No tener mayoría en las cámaras no impide promover una agenda de centroderecha que permita marcar los puntos de fondo. De hecho, la oposición como obstructora de reformas imprescindibles es lo que se requiere para justificar la imposibilidad del gobierno de arreglar la delincuencia o la economía, entre otros, y es también la forma de acumular capital político para dar una buena pelea en la próxima elección.
Un segundo error ha sido la destitución del ministro de Educación, quien más allá de los percances comunicacionales venía impulsando una agenda relevante. La decisión fue sin duda motivada por una discusión pública histérica, dominada por la hipocresía, el efectismo y el sesgo ideológico de izquierda de la mayoría de los periodistas. Este miedo del gobierno a las redes sociales ha llegado a tal punto, que incluso se rumoreó la salida del ministro de Economía sólo por formular un comentario polémico.
"La obsesión por las encuestas y la ausencia de principios claros han llevado al gobierno de Piñera a tomar decisiones fatales políticamente."
Por último, el gobierno jugó un mal papel en el caso del ministro de Cultura al no haber asumido inmediatamente una postura de rechazo a la censura autoritaria de la izquierda que lo atacó. En cambio, prefirió validar una postura de inconsecuencia en las propias convicciones, que sólo debilita al propio gobierno y alimenta a las fuerzas intolerantes responsables del escándalo, las que, aprovechando la debilidad exhibida, poco se demoraron en ir a la caza del canciller. Recién ahora, cuando el costo ya parece demasiado alto, el gobierno decidió recordar a la izquierda que no tenía credibilidad moral en materia de derechos humanos, pues valida sistemáticamente a dictaduras de su lado. Pero resulta que si estuviera dispuesto a defender principios y a su gente, es lo primero que habría dicho.
Nadie en la derecha hoy justifica las violaciones a los DDHH cometidas en el régimen de Pinochet, pero eso no significa cederles su bandera a una izquierda que —partiendo por Bachelet, constructora del museo en cuestión—, adora abiertamente a dictadores socialistas. Tampoco hay por qué negar la responsabilidad de la izquierda en el quiebre institucional, ni su proyecto totalitario marxista, que también violó los DDHH si creemos a los documentos de la época y a protagonistas como Frei Montalva y Aylwin.
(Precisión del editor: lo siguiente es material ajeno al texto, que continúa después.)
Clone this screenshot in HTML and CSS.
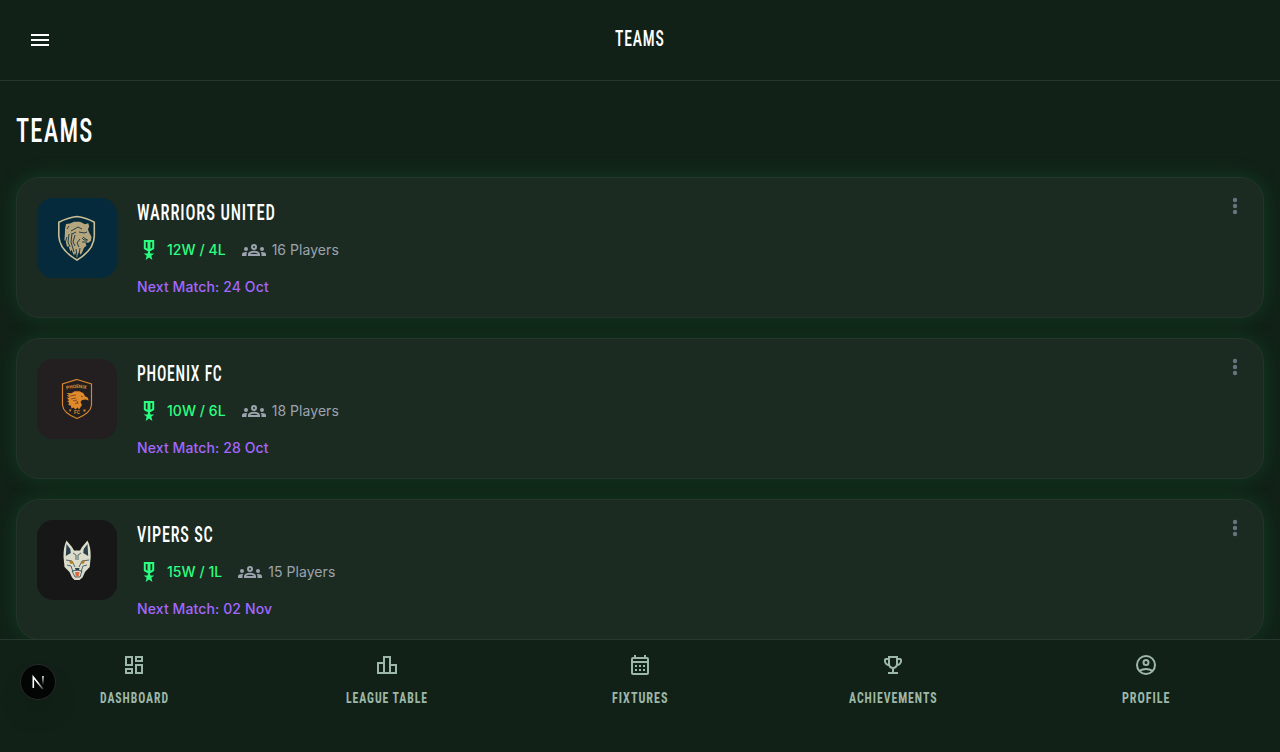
FILE: index.html
```html
<!DOCTYPE html>
<html lang="en">
<head>
<meta charset="utf-8">
<title>Teams</title>
<link rel="stylesheet" href="styles.css">
</head>
<body>
<svg class="defs" aria-hidden="true">
  <symbol id="medal" viewBox="0 0 24 24"><path fill-rule="evenodd" d="M17.200 2v8.400c0 .4-.2.7-.5.9L12.800 13.600l.7 1.900h3.700l-2.900 2.300 1.100 4.100-3.400-2.300-3.400 2.300 1.100-4.100-2.900-2.300h3.700l.7-1.900-3.900-2.300c-.3-.2-.5-.5-.5-.9V2zM8.800 4v5.800l1.700 1V4zm4.700 0v6.800l1.700-1V4z"/></symbol>
  <symbol id="groups" viewBox="0 0 24 24"><path fill-rule="evenodd" d="M12 12.750c1.630 0 3.070.390 4.240.900 1.080.480 1.760 1.560 1.760 2.730V18H6v-1.610c0-1.180.680-2.260 1.760-2.730 1.170-.520 2.610-.910 4.240-.910zM8.100 16h7.800c-.300-.600-2-1.250-3.900-1.250S8.400 15.400 8.100 16zM12 6a3 3 0 0 1 0 6 3 3 0 0 1 0-6zm0 2a1 1 0 0 0 0 2 1 1 0 0 0 0-2zM4 13a2 2 0 1 0 0-4 2 2 0 0 0 0 4zm1.130 1.100A7 7 0 0 0 1.220 14.580C.480 14.900 0 15.620 0 16.430V18h4.500v-1.610c0-.830.230-1.610.630-2.290zM20 13a2 2 0 1 0 0-4 2 2 0 0 0 0 4zm4 3.430c0-.810-.480-1.530-1.220-1.850a7 7 0 0 0-3.910-.480c.400.680.630 1.460.630 2.290V18H24z"/></symbol>
  <symbol id="more" viewBox="0 0 24 24"><circle cx="12" cy="6" r="2.200"/><circle cx="12" cy="12" r="2.200"/><circle cx="12" cy="18" r="2.200"/></symbol>
</svg>

<header class="topbar">
  <button class="menu" aria-label="Menu"><svg class="icon" viewBox="0 0 24 24"><path d="M3 18h18v-2H3zm0-5h18v-2H3zm0-7v2h18V6z"/></svg></button>
  <svg class="display topbar-title" width="50" height="24"><text x="0" y="18.600" textLength="49.500" lengthAdjust="spacingAndGlyphs">TEAMS</text></svg>
</header>

<main class="content">
  <h1 class="heading"><svg class="display" width="90" height="40"><text x="0" y="33" textLength="77.500" lengthAdjust="spacingAndGlyphs">TEAMS</text></svg></h1>
  <section class="cards">
    <article class="card">
      <svg class="crest crest-blue" viewBox="0 0 80 80">
        <path class="gold-line" d="M40 18.500Q49 19.500 57.300 24.200V38Q57 52 40 62Q22.500 52 21.800 38V24.200Q31 19.500 40 18.500Z"/>
        <path class="gold" d="M28 31l1-5 4-.5 4-1.800h6l5 2.500 3.200-1 1 3-1.200 3 1 3 2.500 4.500-.5 4-2.500 2h-3l1 3-2.500 2-2 5-1.500 2-1.500-3-2 6-2-5-1 3-2.500-6-1 2-2.200-6-1.200 1.500-1.400-6-1.300-1 .5-7z"/>
        <path class="blue-line" d="M30 31l2-3m2 5 7-4 4 2m-10 5 4-2m3 0 5 1 3-1m-4 5 4 3m-7-1-3 4 2 4m-12-10-2 6m4-9-1 8 2 5m2-14-1 9 3 10m1-17-2 7 2 4m1 3 1 7m3-8-1 7m3-17 2 2 4 0m-1 2-5 0"/>
      </svg>
      <div class="info">
        <h2 class="name"><svg class="display" width="144" height="28"><text x="0" y="22" textLength="138.700" lengthAdjust="spacingAndGlyphs">WARRIORS UNITED</text></svg></h2>
        <div class="stats">
          <span class="stat record"><svg class="icon"><use href="#medal"/></svg>12W / 4L</span>
          <span class="stat players"><svg class="icon"><use href="#groups"/></svg>16 Players</span>
        </div>
        <p class="next">Next Match: 24 Oct</p>
      </div>
      <button class="more" aria-label="Options"><svg class="icon"><use href="#more"/></svg></button>
    </article>
    <article class="card">
      <svg class="crest crest-brown" viewBox="0 0 80 80">
        <path class="orange-line" d="M40 20.500 54.500 25V46Q54 54 40 59.500Q26 54 25.500 46V25Z"/>
        <path id="arch" fill="none" d="M29.500 30.500Q40 27.500 51 30.500"/>
        <text class="crest-text" textLength="20"><textPath href="#arch">PHOENIX</textPath></text>
        <path class="orange" d="M29.500 34l5 .3 3-2h5l4 2 1.500 3 2.700 1.200 1 3-3-1-3.700.500-1.500 2 1.500 3-2 3-1 1.500-1.500-2-2 2-2-2-2 1-.700-3-2.600-.500 1-2-2-2 2-.500-2.500-3 3 .500-3-3 3 .500z"/>
        <path class="brown-line" d="M33 37l6-1m-5 4 5-1m-3 3 4-1m-2 4 3-2m3-6 2 1m-6 4 1 3"/>
        <text class="crest-text" x="40" y="55" text-anchor="middle">FC</text>
        <path class="orange" d="M32 50.500h2.500l-1.500 2.500zm14.500 0h2v2h-2z"/>
      </svg>
      <div class="info">
        <h2 class="name"><svg class="display" width="90" height="28"><text x="0" y="22" textLength="85.500" lengthAdjust="spacingAndGlyphs">PHOENIX FC</text></svg></h2>
        <div class="stats">
          <span class="stat record"><svg class="icon"><use href="#medal"/></svg>10W / 6L</span>
          <span class="stat players"><svg class="icon"><use href="#groups"/></svg>18 Players</span>
        </div>
        <p class="next">Next Match: 28 Oct</p>
      </div>
      <button class="more" aria-label="Options"><svg class="icon"><use href="#more"/></svg></button>
    </article>
    <article class="card">
      <svg class="crest crest-black" viewBox="0 0 80 80">
        <path class="wolf" d="M29.500 20.500 35 27l2 3.500h6l2-3.500 5.500-6.500Q54 27 53.700 37l-1 10-4.700 5-2.500 5.500-3 2.500h-5L35 57.500 32.500 52 27.500 47 26.500 37Q26.300 27 29.500 20.500Z"/>
        <path class="slate" d="M29.500 24l3.800 5 .5 4-5 3zM50.500 24l-3.800 5-.5 4 5 3zM38 48h4.500l-.7 2.500h-3z"/>
        <path class="slate-line" d="M36 33l3 2v5m5-7-3 2v5M29 40l6 1 3 6m14-7-7 1-3 6M30 45l4 1 2 6m14-7-4 1-2 6M35 51l5-1 5 1-2 6h-5z"/>
        <path class="amber" d="M32 40.500l4 1-.5 2.500-2.500-.5zM48 40.500l-4 1 .5 2.500 2.500-.5z"/>
        <path class="tongue" d="M38 52h4.500l-.8 4-1.500 1-1.500-1z"/>
      </svg>
      <div class="info">
        <h2 class="name"><svg class="display" width="84" height="28"><text x="0" y="22" textLength="76.500" lengthAdjust="spacingAndGlyphs">VIPERS SC</text></svg></h2>
        <div class="stats">
          <span class="stat record"><svg class="icon"><use href="#medal"/></svg>15W / 1L</span>
          <span class="stat players"><svg class="icon"><use href="#groups"/></svg>15 Players</span>
        </div>
        <p class="next">Next Match: 02 Nov</p>
      </div>
      <button class="more" aria-label="Options"><svg class="icon"><use href="#more"/></svg></button>
    </article>
  </section>
</main>

<nav class="tabs">
  <a class="tab"><svg class="icon" viewBox="0 0 24 24"><path fill-rule="evenodd" d="M3 3h8v10H3zm2 2v6h4V5zM13 3h8v6h-8zm2 2v2h4V5zM13 11h8v10h-8zm2 2v6h4v-6zM3 15h8v6H3zm2 2v2h4v-2z"/></svg>
    <svg class="display label" width="70" height="16"><text x="1" y="14" textLength="69" lengthAdjust="spacingAndGlyphs">DASHBOARD</text></svg></a>
  <a class="tab"><svg class="icon" viewBox="0 0 24 24"><path fill-rule="evenodd" d="M16 11V3H8v6H2v12h20V11zm-6-6h4v14h-4zm-6 6h4v8H4zm16 8h-4v-6h4z"/></svg>
    <svg class="display label" width="82" height="16"><text x="0" y="14" textLength="82" lengthAdjust="spacingAndGlyphs">LEAGUE TABLE</text></svg></a>
  <a class="tab"><svg class="icon" viewBox="0 0 24 24"><path fill-rule="evenodd" d="M19 4h-1V2h-2v2H8V2H6v2H5a2 2 0 0 0-2 2v14a2 2 0 0 0 2 2h14a2 2 0 0 0 2-2V6a2 2 0 0 0-2-2zm0 16H5V10h14zm0-12H5V6h14zM7 12h2v2H7zm4 0h2v2h-2zm4 0h2v2h-2zm-8 4h2v2H7zm4 0h2v2h-2zm4 0h2v2h-2z"/></svg>
    <svg class="display label" width="56" height="16"><text x="0" y="14" textLength="56.500" lengthAdjust="spacingAndGlyphs">FIXTURES</text></svg></a>
  <a class="tab"><svg class="icon" viewBox="0 0 24 24"><path fill-rule="evenodd" d="M19 5h-2V3H7v2H5c-1.100 0-2 .900-2 2v1c0 2.550 1.920 4.630 4.390 4.940.630 1.500 1.980 2.630 3.610 2.960V19H7v2h10v-2h-4v-3.100c1.630-.330 2.980-1.460 3.610-2.960C19.080 12.630 21 10.550 21 8V7c0-1.100-.900-2-2-2zM5 8V7h2v3.820C5.840 10.400 5 9.300 5 8zm7 6c-1.650 0-3-1.350-3-3V5h6v6c0 1.650-1.350 3-3 3zm7-6c0 1.300-.840 2.400-2 2.820V7h2z"/></svg>
    <svg class="display label" width="88" height="16"><text x="0" y="14" textLength="88.500" lengthAdjust="spacingAndGlyphs">ACHIEVEMENTS</text></svg></a>
  <a class="tab"><svg class="icon stroked" viewBox="0 0 24 24"><circle cx="12" cy="12" r="9"/><circle cx="12" cy="9.500" r="2.500"/><path d="M5.500 17.800Q8.500 16 12 16t6.500 1.800"/></svg>
    <svg class="display label" width="48" height="16"><text x="0" y="14" textLength="48.500" lengthAdjust="spacingAndGlyphs">PROFILE</text></svg></a>
</nav>

<button class="dev-badge" aria-label="Developer tools">
  <svg width="36" height="36" viewBox="0 0 36 36" fill="none">
    <defs>
      <linearGradient id="fade-a" x1="18" y1="18" x2="24" y2="25" gradientUnits="userSpaceOnUse"><stop stop-color="#fff"/><stop offset="1" stop-color="#fff" stop-opacity=".15"/></linearGradient>
      <linearGradient id="fade-b" x1="0" y1="12" x2="0" y2="21" gradientUnits="userSpaceOnUse"><stop stop-color="#fff"/><stop offset="1" stop-color="#fff" stop-opacity="0"/></linearGradient>
    </defs>
    <path d="M13.300 24V13l9.500 12" stroke="url(#fade-a)" stroke-width="1.600"/>
    <rect x="22.200" y="12" width="1.500" height="9" fill="url(#fade-b)"/>
  </svg>
</button>
</body>
</html>
```
FILE: styles.css
```css
* { box-sizing: border-box; }

body {
  margin: 0;
  height: 752px;
  overflow: hidden;
  background: #112117;
  color: #fff;
  font-family: Inter, "Liberation Sans", sans-serif;
}

button { padding: 0; border: 0; background: none; color: inherit; }
h1, h2, p { margin: 0; }
svg { display: block; flex: none; }
.defs { position: absolute; width: 0; height: 0; }
.icon { width: 24px; height: 24px; fill: currentColor; }
.stroked { fill: none; stroke: currentColor; stroke-width: 2; }

.display {
  overflow: visible;
  fill: currentColor;
  font-family: Roboto, "Liberation Sans", sans-serif;
  font-stretch: 75%;
  font-weight: 500;
  letter-spacing: .05em;
}

.topbar {
  display: grid;
  grid-template-columns: 48px 1fr 48px;
  align-items: center;
  height: 81px;
  padding: 0 16px;
  border-bottom: 1px solid #28382e;
}
.menu { display: grid; place-items: center; height: 48px; }
.topbar-title { justify-self: center; margin-bottom: 2px; font-size: 21.500px; }

.content { padding: 28px 16px 0; }
.heading { height: 68px; font-size: 32.500px; }
.cards { display: flex; flex-direction: column; gap: 20px; }

.card {
  display: flex;
  gap: 20px;
  height: 141px;
  padding: 20px;
  border: 1px solid #24362b;
  border-radius: 24px;
  background: #1b2b22;
  box-shadow: 0 0 20px rgba(19, 120, 60, .3);
}
.crest { width: 80px; height: 80px; border-radius: 16px; }
.crest-blue { background: #042a3b; }
.crest-brown { background: #231f20; }
.crest-black { background: #171717; }

.gold { fill: #b5a67e; }
.gold-line { fill: none; stroke: #c9bd94; stroke-width: 1.600; }
.blue-line { fill: none; stroke: #123343; stroke-width: .900; }
.orange { fill: #df8a2b; }
.orange-line { fill: none; stroke: #d5852c; stroke-width: 1.200; }
.brown-line { fill: none; stroke: #5b351d; stroke-width: .700; }
.crest-text { fill: #df8a2b; font: 700 4.800px Roboto, sans-serif; }
.wolf { fill: #dcdccb; }
.slate { fill: #29404b; }
.slate-line { fill: none; stroke: #405660; stroke-width: .900; }
.amber { fill: #b77b20; }
.tongue { fill: #dc693d; }

.info { flex: 1; }
.name { height: 28px; font-size: 22px; }
.stats { display: flex; gap: 16px; margin-top: 12px; }
.stat { display: flex; align-items: center; gap: 6px; height: 24px; font-size: 14px; line-height: 20px; letter-spacing: .05px; }
.record { color: #2bff80; font-weight: 500; }
.players { color: #9ca3af; }
.next { margin-top: 15px; color: #a566ff; font-size: 14px; font-weight: 500; line-height: 20px; letter-spacing: .11px; }
.more { align-self: flex-start; margin: -4px -4px 0 0; color: #6b7280; }

.tabs {
  position: fixed;
  inset: auto 0 0;
  display: grid;
  grid-template-columns: repeat(5, 1fr);
  height: 113px;
  padding: 13px 8px 0;
  border-top: 1px solid #28382e;
  background: #112117;
}
.tab { display: flex; flex-direction: column; align-items: center; gap: 12px; color: #9db8a8; }
.label { font-size: 14.500px; font-weight: 700; letter-spacing: .08em; }

.dev-badge {
  position: fixed;
  left: 20px;
  top: 664px;
  width: 36px;
  height: 36px;
  border: 1px solid #292929;
  border-radius: 50%;
  background: #030504;
  box-shadow: 0 16px 32px -8px rgba(0, 0, 0, .24);
}
.dev-badge svg { margin: -1px; }
```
Nada de eso cruzó por la mente del gobierno, cuyo primer instinto fue escapar (como si eso fuera siquiera posible). Ni hablar del oportunismo de Evópoli que, jugando a ser la DC de la derecha, no dudó en sacar provecho bajo la falsa creencia de que tiene algún futuro político relevante adoptando posturas políticamente correctas. Así como la defensa de los DDHH debe ser transversal, condenando los atropellos de regímenes de izquierda y de derecha hoy y en el pasado, la libertad de expresión para discutir sobre la forma en que se tematizan en un museo también debe serlo. Lamentablemente, varios en la misma derecha parecieron olvidar este principio de fondo, demostrando una vez más por qué, aunque ella esté en el gobierno, la agenda la pone la izquierda.